▶ **Material provided**
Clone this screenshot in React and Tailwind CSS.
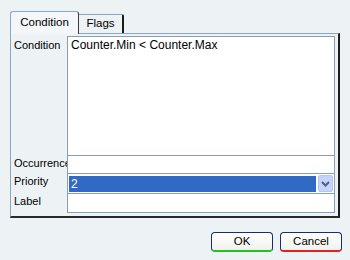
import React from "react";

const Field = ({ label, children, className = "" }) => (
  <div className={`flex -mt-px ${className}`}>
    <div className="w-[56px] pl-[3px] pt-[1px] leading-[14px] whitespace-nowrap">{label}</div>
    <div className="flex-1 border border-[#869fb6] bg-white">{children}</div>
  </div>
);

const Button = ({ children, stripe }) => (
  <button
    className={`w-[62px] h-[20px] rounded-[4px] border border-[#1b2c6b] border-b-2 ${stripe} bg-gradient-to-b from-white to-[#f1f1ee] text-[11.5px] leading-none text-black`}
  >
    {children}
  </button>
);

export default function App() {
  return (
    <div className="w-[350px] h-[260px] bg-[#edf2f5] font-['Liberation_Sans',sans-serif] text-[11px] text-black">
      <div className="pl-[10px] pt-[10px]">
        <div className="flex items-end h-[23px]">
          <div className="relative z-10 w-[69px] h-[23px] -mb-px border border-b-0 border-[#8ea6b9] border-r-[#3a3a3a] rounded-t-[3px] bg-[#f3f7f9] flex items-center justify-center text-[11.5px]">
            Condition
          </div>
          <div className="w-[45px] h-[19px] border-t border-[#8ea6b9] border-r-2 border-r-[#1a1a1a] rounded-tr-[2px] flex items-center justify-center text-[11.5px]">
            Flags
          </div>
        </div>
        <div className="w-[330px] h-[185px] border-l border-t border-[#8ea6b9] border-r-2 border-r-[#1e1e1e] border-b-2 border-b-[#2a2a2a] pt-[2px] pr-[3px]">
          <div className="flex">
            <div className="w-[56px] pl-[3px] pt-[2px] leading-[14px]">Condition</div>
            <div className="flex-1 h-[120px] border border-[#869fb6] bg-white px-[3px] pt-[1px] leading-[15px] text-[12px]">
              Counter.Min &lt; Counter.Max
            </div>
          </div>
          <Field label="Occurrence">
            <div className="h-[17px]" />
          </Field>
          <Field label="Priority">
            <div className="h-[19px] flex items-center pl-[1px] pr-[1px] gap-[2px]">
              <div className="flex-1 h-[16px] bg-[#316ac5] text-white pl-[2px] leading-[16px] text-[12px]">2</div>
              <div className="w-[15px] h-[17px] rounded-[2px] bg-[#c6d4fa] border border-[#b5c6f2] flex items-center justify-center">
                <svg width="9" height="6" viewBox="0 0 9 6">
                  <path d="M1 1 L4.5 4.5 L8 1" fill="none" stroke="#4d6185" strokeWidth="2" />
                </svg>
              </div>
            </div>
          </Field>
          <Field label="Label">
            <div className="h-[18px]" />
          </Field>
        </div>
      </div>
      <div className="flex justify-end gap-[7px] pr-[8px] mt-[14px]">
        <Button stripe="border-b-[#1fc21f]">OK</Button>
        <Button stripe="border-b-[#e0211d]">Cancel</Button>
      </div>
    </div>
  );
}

▶ **Task requirements**
Extract the full listing exactly, with the pictures left out.

▶ **Written response**
Clone this screenshot in React and Tailwind CSS.
import React from "react";

const Field = ({ label, children, className = "" }) => (
  <div className={`flex -mt-px ${className}`}>
    <div className="w-[56px] pl-[3px] pt-[1px] leading-[14px] whitespace-nowrap">{label}</div>
    <div className="flex-1 border border-[#869fb6] bg-white">{children}</div>
  </div>
);

const Button = ({ children, stripe }) => (
  <button
    className={`w-[62px] h-[20px] rounded-[4px] border border-[#1b2c6b] border-b-2 ${stripe} bg-gradient-to-b from-white to-[#f1f1ee] text-[11.5px] leading-none text-black`}
  >
    {children}
  </button>
);

export default function App() {
  return (
    <div className="w-[350px] h-[260px] bg-[#edf2f5] font-['Liberation_Sans',sans-serif] text-[11px] text-black">
      <div className="pl-[10px] pt-[10px]">
        <div className="flex items-end h-[23px]">
          <div className="relative z-10 w-[69px] h-[23px] -mb-px border border-b-0 border-[#8ea6b9] border-r-[#3a3a3a] rounded-t-[3px] bg-[#f3f7f9] flex items-center justify-center text-[11.5px]">
            Condition
          </div>
          <div className="w-[45px] h-[19px] border-t border-[#8ea6b9] border-r-2 border-r-[#1a1a1a] rounded-tr-[2px] flex items-center justify-center text-[11.5px]">
            Flags
          </div>
        </div>
        <div className="w-[330px] h-[185px] border-l border-t border-[#8ea6b9] border-r-2 border-r-[#1e1e1e] border-b-2 border-b-[#2a2a2a] pt-[2px] pr-[3px]">
          <div className="flex">
            <div className="w-[56px] pl-[3px] pt-[2px] leading-[14px]">Condition</div>
            <div className="flex-1 h-[120px] border border-[#869fb6] bg-white px-[3px] pt-[1px] leading-[15px] text-[12px]">
              Counter.Min &lt; Counter.Max
            </div>
          </div>
          <Field label="Occurrence">
            <div className="h-[17px]" />
          </Field>
          <Field label="Priority">
            <div className="h-[19px] flex items-center pl-[1px] pr-[1px] gap-[2px]">
              <div className="flex-1 h-[16px] bg-[#316ac5] text-white pl-[2px] leading-[16px] text-[12px]">2</div>
              <div className="w-[15px] h-[17px] rounded-[2px] bg-[#c6d4fa] border border-[#b5c6f2] flex items-center justify-center">
                <svg width="9" height="6" viewBox="0 0 9 6">
                  <path d="M1 1 L4.5 4.5 L8 1" fill="none" stroke="#4d6185" strokeWidth="2" />
                </svg>
              </div>
            </div>
          </Field>
          <Field label="Label">
            <div className="h-[18px]" />
          </Field>
        </div>
      </div>
      <div className="flex justify-end gap-[7px] pr-[8px] mt-[14px]">
        <Button stripe="border-b-[#1fc21f]">OK</Button>
        <Button stripe="border-b-[#e0211d]">Cancel</Button>
      </div>
    </div>
  );
}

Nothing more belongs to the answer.